Suppose a reference standard shows 0 kN at the first point while the instrument reads 2 kN. At a higher calibration point, the reference standard shows 100 kN but the instrument reads 98 kN. The calculated correction is:

  • Slope = (100 – 0) / (98 – 2) = 100 / 96 = 1.0417
  • Offset = 0 – (1.0417 × 2) = -2.0833
  • If a later raw reading is 52 kN, corrected load = (1.0417 × 52) – 2.0833 = 52.0834 kN

That result tells you the instrument was not perfectly accurate at zero or at span. The corrected value is slightly higher than the raw reading because the system was under-responding overall.

Condition Reference Load Instrument Reading Error Comment
Calibration Point 1 0.0 kN 2.0 kN +2.0 kN Positive zero bias
Calibration Point 2 100.0 kN 98.0 kN -2.0 kN Span reads slightly low
Test Reading 50.0 kN actual check 52.0 kN raw +2.0 kN raw error Before correction
Corrected Result 50.0 kN actual check 52.083 kN corrected estimate +2.083 kN vs actual if actual is 50.0 Shows line-based estimate from only two points

How to interpret the result in engineering practice

A calculated slope greater than 1 generally means the instrument is reading lower than it should across the span, so the corrected load must be scaled upward. A slope less than 1 means the instrument is over-responding, so the corrected load must be reduced. A positive offset in the final correction equation means the corrected line is shifted upward. A negative offset means it is shifted downward.

These values matter because many acceptance criteria are written as percentages of rated capacity or percentages of proof load. If your jack gauge is off by 2 percent at the range of interest, and the specification allows only a narrow tolerance window, the test report may not be technically defensible without correction.

Typical accuracy ranges and what they mean

The exact acceptable error depends on the standard, device type, calibration interval, and criticality of the load test. However, many practical field programs work within tight tolerance bands. The table below summarizes commonly encountered engineering ranges used in decision making.
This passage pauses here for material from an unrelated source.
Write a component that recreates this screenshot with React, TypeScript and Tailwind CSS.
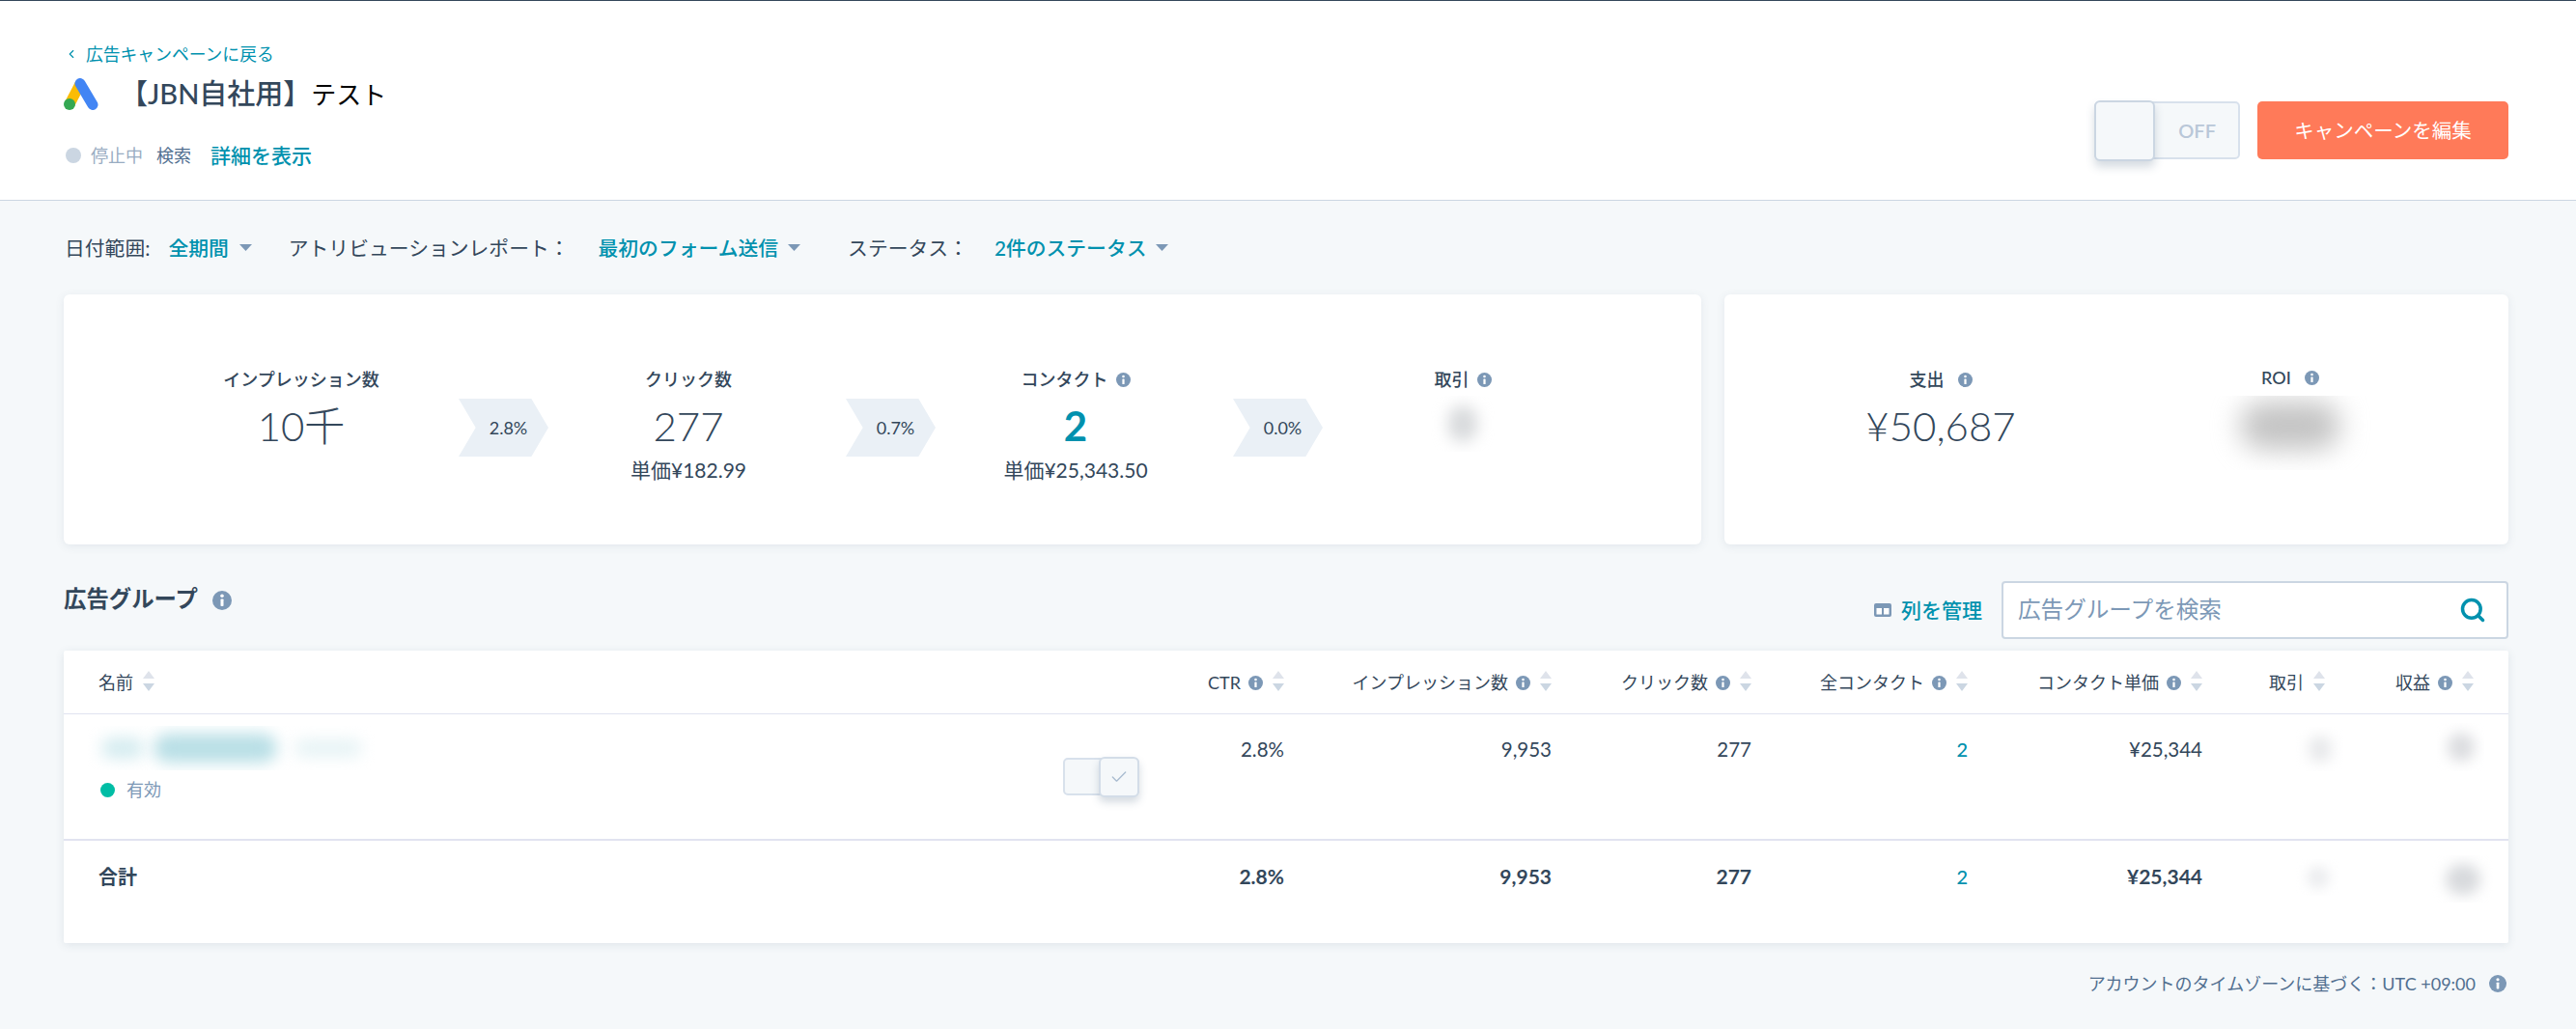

These are representative figures used in practice for comparison and planning, and they show how fast uncertainty can consume available tolerance.

Measurement Scenario Typical Field Accuracy Range Equivalent Error at 100 kN Engineering Impact
High-quality recent laboratory calibration ±0.25% to ±0.50% ±0.25 to ±0.50 kN Usually suitable for acceptance and forensic work
Well-maintained field instrument ±0.5% to ±1.0% ±0.5 to ±1.0 kN Often acceptable for proof and verification tests
Older gauge or poor zero control ±1.0% to ±2.0% ±1.0 to ±2.0 kN Can materially affect pass or fail interpretation
Uncorrected drifted setup Greater than ±2.0% Greater than ±2.0 kN Recalibration recommended before critical loading

When two-point linear calibration is enough and when it is not

Usually enough

  • Hydraulic jack pressure-to-load conversion over a limited, mostly linear range
  • Load cell systems with stable electronics and no visible hysteresis issue
  • Routine proof load tests where the operating range is near the calibration points
  • Field verification checks where a fast correction is needed using a traceable reference

Possibly not enough

  • Measurements taken across a very wide operating range
  • Sensors with nonlinear output or evident curvature in the calibration plot
  • Applications with separate loading and unloading paths
  • Tests with strong temperature variation or rapid drift
  • High-consequence work requiring formal uncertainty budgets

Best practices for using slope and offset during load testing

  1. Use traceable standards. Your calibration is only as good as the reference. A certified proving device or recently calibrated load cell improves confidence.
  2. Bracket the test range. Choose calibration points near the actual loads expected during testing, not far away from them.
  3. Check zero before and after. Pre-test and post-test zero drift tells you whether the offset remained stable.
  4. Document environmental conditions. Temperature, humidity, and setup geometry can affect the correction.
  5. Record loading sequence. If loading and unloading differ, note which path was used to build the correction.
  6. Do not mix units. Keep all loads, capacities, and readings in the same unit system.
  7. Retest if behavior changes. A new setup, bent hardware, damaged cable, or noisy channel can invalidate the previous line.

Common mistakes engineers and technicians make

The most common error is reversing the equation. If you compute a line that predicts reading from actual load, you should not apply it directly as though it predicts actual load from reading. Another frequent mistake is using calibration points that are too close together, which magnifies noise. Teams also sometimes ignore offset because the span looks nearly correct. That can be dangerous when proof loads start from a biased zero. Finally, some reports quote a corrected peak load without preserving the original raw reading, making later audit and traceability difficult.

Why the chart matters

The calibration chart is more than a nice visual. It quickly shows whether your measured points align with a straight line, whether the line is close to the ideal 1:1 condition, and whether the corrected test point falls where you expect. A steep difference between the ideal line and the calibration line suggests gain error. A parallel shift suggests offset error. A bowed pattern suggests linear correction may be insufficient.

Final takeaway

Calculated slope and offset calibration in load testing is the process of converting imperfect instrument readings into better estimates of true load using a linear equation derived from known reference points. Slope corrects span sensitivity. Offset corrects zero bias. Together they form a fast, defensible correction method for many structural, mechanical, and materials testing workflows. If your system is reasonably linear and the calibration points bracket the operating range, this approach provides a strong practical balance between simplicity and accuracy.